What duties and restrictions apply to the management of a bridge institution?

Special requirements apply to the management board of a bridge institution, arising from banking and resolution law. Before appointment, members of the management board must be checked for personal reliability, professional suitability, and independence (§ 24 KWG, §§ 36, 37 SAG). The managers are obliged to act solely in the public interest and in accordance with the resolution objectives set by the resolution authority. Typical banking supervisory obligations, such as risk management, compliance with the Minimum Requirements for Risk Management (MaRisk), and the Anti-Money Laundering Act, also apply in full to bridge institutions. However, due to the temporary nature of the institution, the scope of activity is restricted: actions associated with a permanent business strategy or expansion are prohibited. In addition, there are reporting obligations to the resolution authority as well as increased monitoring and oversight duties, in order to avoid conflicts of interest and abuse.

What regulatory requirements apply to the capital resources of a bridge institution?

The regulatory requirements for capital resources at a bridge institution are subject to special legal rules and differ from the requirements for regular credit institutions. While minimum requirements under the CRR (Capital Requirements Regulation) and KWG must generally be satisfied for new establishments, the supervisory authority may grant reliefs or exemptions if the bridge institution has been founded solely to safeguard and transfer critical functions and does not seek a permanent market presence. In practice, the bridge institution is often endowed with the minimum capital necessary to maintain operational capability. However, there remain requirements to back risks with regulatory capital and comply with the reporting and disclosure obligations under Articles 430 et seq. CRR. Particular attention is paid to potential capital measures, as these may be treated as potential state aid and be subject to EU state aid law.

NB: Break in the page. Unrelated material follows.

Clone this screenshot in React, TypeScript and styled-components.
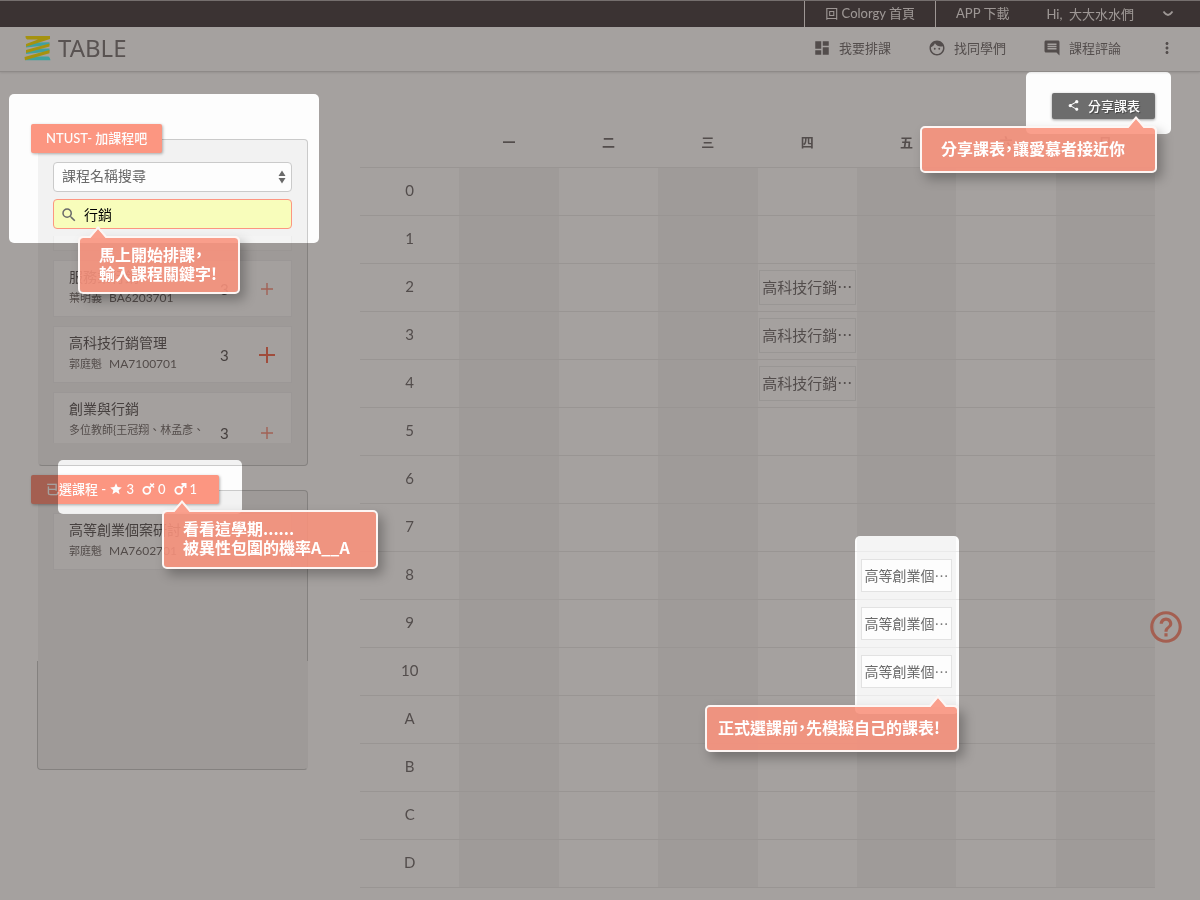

Is the bridge institution subject to a special insolvency regime?

The bridge institution is generally subject to general insolvency law, but special resolution law provisions apply during its operation as a resolution instrument, which modify the insolvency regime. Under § 98 SAG, insolvency proceedings over the assets of the bridge institution are excluded during the resolution procedure, in order to ensure stability and functionality. Only once the objectives of the bridge institution are achieved or the defined period has expired does general insolvency law apply again. In this context, the provisions regarding the obligation to file for insolvency and its sanctions are relevant, taking into account the specific features of the resolution process. The special status of the bridge institution serves to protect financial stability and ensures the orderly transfer of critical banking services to new owners or structures.